However, one of the reasons for this void area is the need for hopper slope sheets to extend downwardly to provide easy flow into outlet for discharge of lading from the hopper.
These void areas have not been disadvantageous for the transport of many ladings because the density of most ladings is such that even with the void area, when the car is loaded, the loaded weight is equal to or close to the maximum allowable car weight of 263,000 pounds.
However, with the advent of new, low density ladings, particularly low density plastic pellets, the car can be fully loaded with a low density lading and the car weight is still considerably below the maximum allowable weight.
In a railway hopper car the void space previously provided between the slope sheets of adjacent hoppers is eliminated. Except for a small area in the longitudinal center of the car, transversely spaced hopper slope sheets extend downwardly to an outlet mounting frame located in the lower portion of the car, and longitudinally spaced transverse slope sheets extend across the car to divide the car into two large unloading compartments. Two large outlets are attached to the mounting frame extending throughout the lower portion of approximately one-half of the car. Each outlet includes outlet side slope sheets which extend inwardly and downwardly from the outlet mounting frame on either side of the car. In addition, a pair of center outlet slope sheets extend downwardly and away from each other. On either side of the car an outlet side slope sheet and an outlet center slope sheet are laterally spaced to define a discharge opening. In the end portions of the car outlet end walls extend downwardly from the mounting frame. A discharge conduit is rigidly connected to each outlet below the discharge opening. A tube is attached to the discharge conduit at the end of the car to join opposite side portions of the discharge conduit. The discharge conduit is thus continuous between each side and end portion of the outlet. The discharge conduit is discontinuous in the small area in the center of the car. Transversely spaced end caps preferably close off each discharge conduit in transit. The end caps are removable and a flexible connector is provided to join adjacent ends of the discharge conduit of each outlet on one side of the car for unloading. On the other side of the car both end caps are removable and a vacuum section unloading conduit is connected to one end. The adjacent end is left open for air to enter to effect pneumatic discharge.

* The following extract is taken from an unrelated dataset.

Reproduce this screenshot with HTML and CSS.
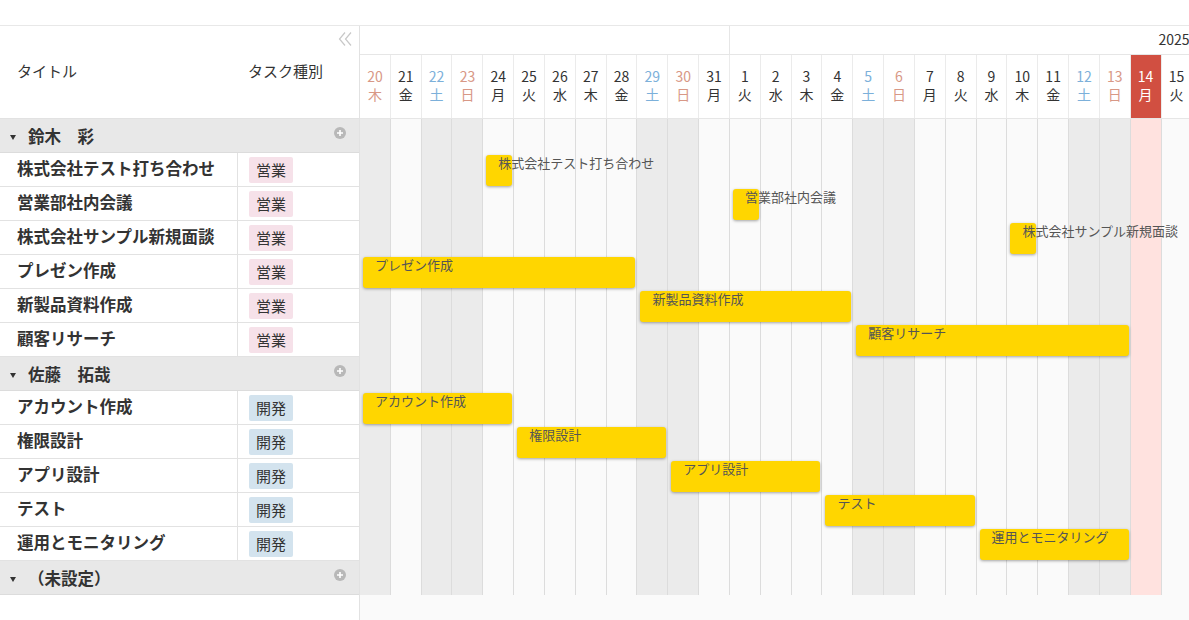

The outlet is formed in discrete compartments each containing outlet walls, a valve segment on each side of the car and actuating handles on each side of the car. The number of compartments may vary as desired to form large or small outlets.
The lower slope sheets and valve seat portion are conveniently formed as a casting with the valve opening bored and the discharge conduit attachment flanges machined to provide a tight fit. An elastomeric seal is provided between the discharge conduit and the outlet wall flanges.
FIG. 1 is a side elevation view of a railway hopper car according to the present invention.
FIG. 2 is a bottom view looking in the direction of the arrows along the line 2--2 in FIG. 1.
FIG. 3 is a detail view looking at the bottom of FIG. 2 of the discharge conduit assembly.
FIG. 4 is a vertical sectional view looking in the direction of the arrows along the line 4--4 in FIG. 2.
FIG. 5 is a side elevation view with parts broken away, of the valve means and actuating means used in the outlet of the present invention.
FIG. 6 is a sectional view looking in the direction of the arrows along the line 6--6 in FIG. 5.
FIG. 7 is a detail side elevation view illustrating the indicating members at the side of the car, and looking in the direction of the arrows 7--7 in FIG. 6.
FIG. 8 is an enlarged detail view of the valve means and actuating means of the present invention.
FIG. 9 is a schematic perspective view of the interconnecting portions of the actuating means of the present invention.
In the drawings a railway hopper car 10 is supported at opposite ends by means of trucks 12 having wheels 14. Couplers 16 join adjacent cars and extend into a stub sill 18. Each hopper car includes at least a pair of hoppers 20 and 22. Each of the hoppers include hopper slope sheets 24 and 26 and respective end hopper slope sheets 28 and 30 which have attached at their lower inner ends an outlet frame and mounting flange respectively 32 and 34. A transverse bulkhead 36 divides the car into two compartments 21 and 23. At the base of the transverse bulkhead respective transverse plates 38 and 40 are provided which further divide the car into compartments 21 and 23 and provide an open area 42 between the compartments.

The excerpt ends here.